What does a surety bond actually cover?

A surety bond is a three-party agreement between the cleaning company (principal), a bonding company (surety), and the client (obligee). If the cleaning company fails to perform as agreed or if an employee steals from a client, the bonding company compensates the client up to the bond amount. The cleaning company then reimburses the bonding company.

Can I be held liable if an uninsured cleaner is injured in my home?

Potentially, yes. If an independent cleaner who is not covered by workers' compensation is injured while working in your home, you may face a claim under premises liability law. This is one of the more underappreciated risks of hiring an uninsured independent cleaner. Companies with proper workers' compensation coverage protect you from this exposure.

How do I ask for proof of insurance without seeming rude?

It is a routine business request. Say: 'Before we schedule, can you send a certificate of insurance showing your general liability and workers' compensation coverage?' Any legitimate company will provide this without issue. If they hesitate, treat that as information. You are not being rude - you are doing basic due diligence before letting someone into your home.

Is an independent cleaner less safe than a cleaning company?

Not necessarily, but the accountability structure differs.

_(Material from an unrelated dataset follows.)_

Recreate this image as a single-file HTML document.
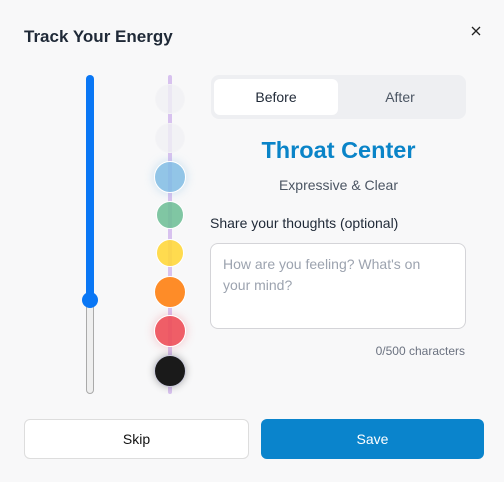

An employee of a cleaning company is covered by the company's insurance and bond. An independent cleaner may or may not carry their own liability policy, and they almost certainly do not have employer-provided workers' compensation. This does not make them less trustworthy - but it does mean the insurance structure is different.

What insurance should a cleaning company carry?

The two most important policies are general liability insurance (covers property damage and injury to non-employees) and workers' compensation (covers on-the-job injury to employees). Bonding adds a layer that specifically addresses theft and failure to perform. A company that carries all three is covering the practical risks that arise from having workers inside someone's home.